Disons-le d’emblée, ce livre est frustrant dans la mesure où il n’offre qu’une suite de fragments à travers lesquels on saute d’observations analytiques à des considérations esthétiques et philosophiques, en passant par la tentative de caractériser les différentes périodes de la création beethovénienne. Manque ce que l’écriture définitive eût apporté : une médiation entre les extrêmes, l’articulation nécessaire entre les idées, et le passage à un niveau d’élaboration supérieur. Tel qu’il se présente, le livre est pourtant fascinant, car il permet d’entrer dans l’atelier de l’auteur et de saisir sa méthode de travail, cette façon d’aborder et de nourrir son sujet par des approches multiples, selon différentes focales. On mesure tout ce qu’une rédaction suivie aurait apporté à cette accumulation de réflexions éparses. Mais peut-être est-ce justement la quantité et l’hétérogénéité de celles-ci qui l’ont rendue impossible.

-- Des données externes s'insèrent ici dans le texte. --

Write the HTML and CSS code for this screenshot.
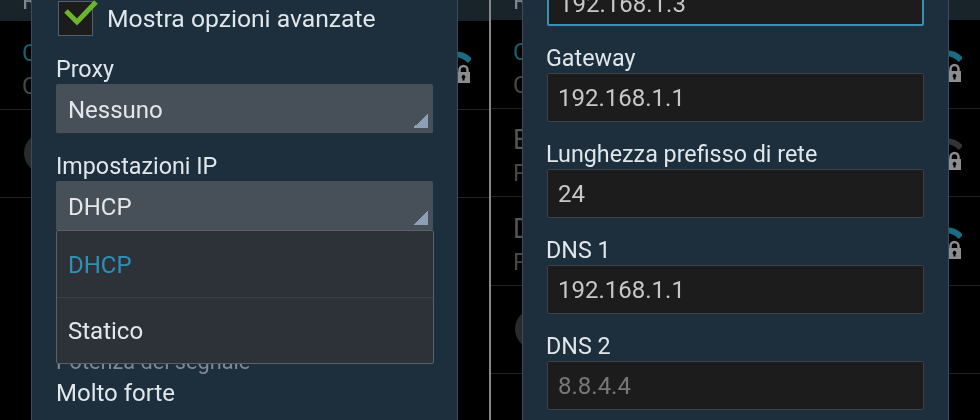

À travers la figure de Beethoven et des mutations de son époque, Adorno cherche à saisir quelque chose d’essentiel pour la signification même de la musique. Il parle d’un « tournant copernicien », assimilé à la « double position de l’‹esprit› » qu’évoque Hegel dans la Phénoménologie de l’esprit : « en tant qu’objet, l’esprit est seulement ‹regardé› dans son mouvement ; en tant que sujet, il est celui-là même qui, regardant, engendre ce mouvement. » En vertu de quoi l’objectivité de la forme doit être désormais « créée par le sujet lui-même ».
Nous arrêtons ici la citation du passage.